The asset under management of mutual funds touched a historic high of ₹30-lakh crore last month even while retail investors continue to booking profit in their long-term equity investment. The RBI’s helping hand to mutual fund to tide over debt crisis post-Covid outbreak has revived investors confidence in debt fund investment. A Balasubramanian, Managing Director, Aditya Birla Sun Life AMC spoke to BusinessLine on the industry outlook.

Excerpts:

Q) Are you convinced with the uninterrupted market rally with all economic indicators are so gloomy?

The buoyancy in the market reflects the work done by both the Government and RBI in rolling out policy reforms in interest rate and fiscal support given to various companies, small and medium enterprises with a special focus on rural sectors. With all such measures, the market rally is on the hope of economic recovery going forward. With production linked incentives the government is identifying each sector and extending support to revive them. On the one side the RBI has given support by bringing down interest rates and on the other state governments are also extending a helping hand in terms of reducing stamp duty for real estate sector. This can revive the real estate sector and help revive economic growth. Despite the pandemic, the agriculture sector has remained unaffected due to good monsoon. With all the government support, the economic indicators are improving gradually. The rally in stock market is also due to global markets’ conviction on improvement in emerging economy and India in particular. These are the dynamics that cannot be ignored. In our view, equity will remain bullish at least for the next one year.

Q) Is availability of money at zero per cent globally driving foreign fund flow in India?

I agree money flow always drive market. The market is divided into structurally high growth companies, and structurally global and domestic cyclical companies. The high growth companies have been the biggest driver of the market. Global and domestic cyclicals such as banking and financial services, tourism and hospitality and global cyclicals like metals, over a period of time when adjusted for growth, will come at cheaper valuation. Foreign money, which chased the index alone, are now chasing the cyclicals in different sectors. In the last 3-4 years, the high growth companies were the biggest beneficiaries of conviction flows. In the current juncture, cyclicals are also now beginning to benefit from the foreign flows. Earlier, the market was driven by five stocks each in Sensex and Nifty, but with broad basing of rally foreign funds are now increasingly flowing into constituents of BSE-500 and Nifty Next 50. With lower interest rate, bigger companies will start cutting down on debt and focus on equity fund raising. This broad basing of the rally could be the trend going forward.

Q) Is banks not transmitting the RBI cut in benchmark rates a concern?

I think the transmission of cut in interest rate will start happening now. RBI has reduced long term repo rates and assuring the banks that it will provide enough liquidity. The three-year borrowing rate is about 4-4.5 per cent and 10-year loan is about 6-7 per cent. The 10 year housing loan rate is among the highest at 6.9 per cent. Today no banks can lend to SMEs above 9.5 per cent and of course with the guarantee of the government.
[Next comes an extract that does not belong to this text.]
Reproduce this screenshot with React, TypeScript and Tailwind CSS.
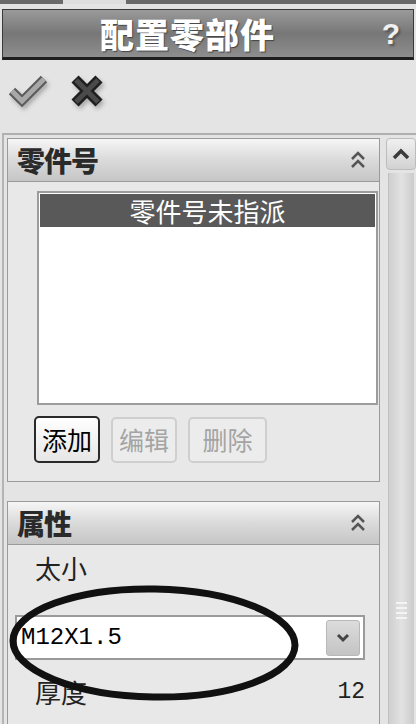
import React from "react";

const CJK = "font-['Noto_Sans_CJK_SC','Noto_Sans_CJK_SC',sans-serif]";

function DoubleUp() {
  return (
    <svg width="16" height="20" viewBox="0 0 16 20" fill="none">
      <path d="M2 9 L8 3 L14 9" stroke="#555" strokeWidth="2.5" />
      <path d="M2 17 L8 11 L14 17" stroke="#555" strokeWidth="2.5" />
    </svg>
  );
}

function PanelHeader({ title }: { title: string }) {
  return (
    <div className="h-[43px] flex items-center justify-between pl-[9px] pr-[13px] bg-gradient-to-b from-[#f6f6f6] via-[#dadada] to-[#c6c6c6] border-b border-[#9a9a9a]">
      <span className="text-[28px] leading-none font-black text-[#2a2a2a] tracking-[-1px]">{title}</span>
      <DoubleUp />
    </div>
  );
}

export default function App() {
  return (
    <div className={`w-[416px] h-[724px] overflow-hidden bg-[#e4e4e4] relative ${CJK}`}>
      {/* top strip */}
      <div className="h-[4px] bg-[#6a6a6a] flex">
        <div className="ml-[63px] w-[63px] bg-[#dedede]" />
      </div>
      <div className="h-[5px]" />
      {/* title bar */}
      <div className="mx-[2px] h-[51px] border border-[#3a3a3a] border-b-[3px] border-b-[#1e1e1e] bg-gradient-to-b from-[#9a9a9a] via-[#777777] to-[#8e8e8e] flex items-center">
        <span className="ml-[97px] text-[34px] leading-none font-black text-white tracking-[1px] [text-shadow:1px_1px_1px_#444]">
          配置零部件
        </span>
        <span className="ml-auto mr-[13px] text-[30px] leading-none font-bold text-[#f0f0f0] font-['Liberation_Sans',sans-serif] [text-shadow:2px_2px_2px_#555]">
          ?
        </span>
      </div>
      {/* toolbar */}
      <div className="h-[73px] flex items-start pt-[14px] pl-[8px] gap-[22px]">
        <svg width="40" height="34" viewBox="0 0 40 34" className="drop-shadow-[2px_3px_2px_rgba(0,0,0,0.25)]">
          <path d="M4 17 L14 27 L36 5" stroke="#5a5a5a" strokeWidth="9" fill="none" strokeLinejoin="miter" />
          <path d="M4 17 L14 27 L36 5" stroke="#a8a8a8" strokeWidth="5" fill="none" strokeLinejoin="miter" />
        </svg>
        <svg width="34" height="34" viewBox="0 0 34 34" className="drop-shadow-[2px_3px_2px_rgba(0,0,0,0.25)]">
          <path d="M5 5 L29 29 M29 5 L5 29" stroke="#1e1e1e" strokeWidth="10" />
          <path d="M6 6 L28 28 M28 6 L6 28" stroke="#4a4a4a" strokeWidth="5" />
        </svg>
      </div>
      {/* frame */}
      <div className="ml-[2px] border-t-2 border-l-2 border-t-[#b0b0b0] border-l-[#b4b4b4] flex items-start pt-[3px]">
        {/* panels column */}
        <div className="ml-[3px] w-[373px] flex flex-col gap-[19px]">
          {/* panel 1 */}
          <div className="border border-[#9a9a9a] bg-[#e8e8e8]">
            <PanelHeader title="零件号" />
            <div className="pl-[29px] pr-[1px] pt-[9px]">
              <div className="h-[214px] bg-white border-2 border-[#9c9c9c] p-[1px]">
                <div className="h-[33px] bg-[#595959] flex items-center justify-center text-white text-[26px] leading-none">
                  零件号未指派
                </div>
              </div>
              <div className="flex items-center gap-[11px] mt-[11px] -ml-[3px] pb-[18px]">
                <div className="w-[66px] h-[47px] rounded-[5px] border-2 border-[#2a2a2a] bg-gradient-to-b from-white to-[#e6e6e6] flex items-center justify-center text-[25px] leading-none text-black">
                  添加
                </div>
                <div className="w-[66px] h-[46px] rounded-[5px] border-2 border-[#cfcfcf] bg-[#ececec] flex items-center justify-center text-[25px] leading-none text-[#a4a4a4]">
                  编辑
                </div>
                <div className="w-[79px] h-[46px] rounded-[5px] border-2 border-[#cfcfcf] bg-[#ececec] flex items-center justify-center text-[25px] leading-none text-[#a4a4a4]">
                  删除
                </div>
              </div>
            </div>
          </div>
          {/* panel 2 */}
          <div className="border border-[#9a9a9a] bg-[#e8e8e8] h-[240px]">
            <PanelHeader title="属性" />
            <div className="h-[46px] flex items-center pl-[27px] text-[26px] leading-none text-[#222]">太小</div>
            <div className="h-[24px]" />
            <div className="ml-[7px] w-[350px] h-[45px] bg-white border-2 border-[#9a9a9a] flex items-center pl-[4px] pr-[3px]">
              <span className="font-['Liberation_Mono',monospace] text-[24px] leading-none text-black">M12X1.5</span>
              <div className="ml-auto w-[34px] h-[36px] rounded-[3px] bg-gradient-to-b from-[#dcdcdc] to-[#c4c4c4] border border-[#b8b8b8] flex items-center justify-center">
                <svg width="14" height="10" viewBox="0 0 14 10">
                  <path d="M2 2 L7 7 L12 2" stroke="#444" strokeWidth="3" fill="none" />
                </svg>
              </div>
            </div>
            <div className="h-[52px] flex items-center pl-[27px] pr-[14px] pt-[12px] text-[#222]">
              <span className="text-[26px] leading-none">厚度</span>
              <span className="ml-auto font-['Liberation_Mono',monospace] text-[23px] leading-none">12</span>
            </div>
          </div>
        </div>
        {/* scrollbar */}
        <div className="ml-[5px] w-[31px] flex flex-col items-center">
          <div className="w-[30px] h-[32px] rounded-[4px] border border-[#bcbcbc] bg-gradient-to-b from-[#f0f0f0] to-[#d2d2d2] flex items-center justify-center">
            <svg width="18" height="12" viewBox="0 0 18 12">
              <path d="M2 10 L9 3 L16 10" stroke="#3a3a3a" strokeWidth="3.5" fill="none" />
            </svg>
          </div>
          <div className="mt-[3px] w-[26px] h-[560px] border-l border-[#c0c0c0] bg-gradient-to-r from-[#cfcfcf] via-[#e2e2e2] to-[#cbcbcb] flex flex-col items-center">
            <div className="mt-[429px] flex flex-col gap-[3px]">
              <div className="w-[11px] h-[2px] bg-[#f4f4f4]" />
              <div className="w-[11px] h-[2px] bg-[#f4f4f4]" />
              <div className="w-[11px] h-[2px] bg-[#f4f4f4]" />
              <div className="w-[11px] h-[2px] bg-[#f4f4f4]" />
            </div>
          </div>
        </div>
      </div>
      {/* hand-drawn ellipse annotation */}
      <svg className="absolute left-[6px] top-[582px]" width="296" height="122" viewBox="0 0 296 122">
        <ellipse cx="148" cy="61" rx="141" ry="54" fill="none" stroke="#111" strokeWidth="7" transform="rotate(1 148 61)" />
      </svg>
    </div>
  );
}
By introducing LTRO and ensuring enough liquidity, the RBI has ensured that transmission of rate cut are done at real time.

Q) Is the flood of sector specific NFOs putting investors money at risk?

Every sector goes through three years of bull run and two years of bad period. As long as the companies survive the business through these cycles they will deliver good returns. Pharma for example as a sector went through a rough patch two years back but today its prospects have changed. I believe, ESG as a concept of investing in companies which are committed to environment, social responsibility and governance will deliver good growth in long term. In the short term each development could have positive or negative impact, but these companies will come out successfully. ESG is a sustainable theme to grow wealth in the longer term.

Q) Is the concentrated portfolio of ESG a concern?

The concentration issue would differ among fund houses. We are looking at constructing a 40-50 stock portfolio for our ESG fund. Identifying 40-50 companies in this space is not a challenge. In order to ensure diversification, we have a provision to invest across overseas markets. We see enough opportunity would be there to create a reasonably well diversified portfolio coming from different sectors and market caps, domestic as well as global ones.

Q) ETFs have delivered better returns than actively managed. Do you think this to sustain?

ETF is a complementary product rather than being a competition to actively managed funds. Investors should be aware that there is a concentration risk as ETFs tracking a particular index will invest only in the constituents of the index. In a situation like current broader market rally, ETFs may not do well. ETFs should not come at the cost of actively managed fund, rather complement each other. Investors should have 10-15 per cent of asset allocation in index funds or ETFs as part of diversification.

Q) Have you restarted accepting investment in Medium Term Plan and Credit Risk debt schemes which was stopped a few months back?

Not yet. Both the funds remain shut for new subscription but if an investor want they can redeem their investment. We have bright visibility on the recovery of some of the assets, with the considerable portion already resolved. In last six month, both CRF is ranked three while MTP is number one. Once we are satisfied with the resolutions we will take a call on opening up fresh subscription.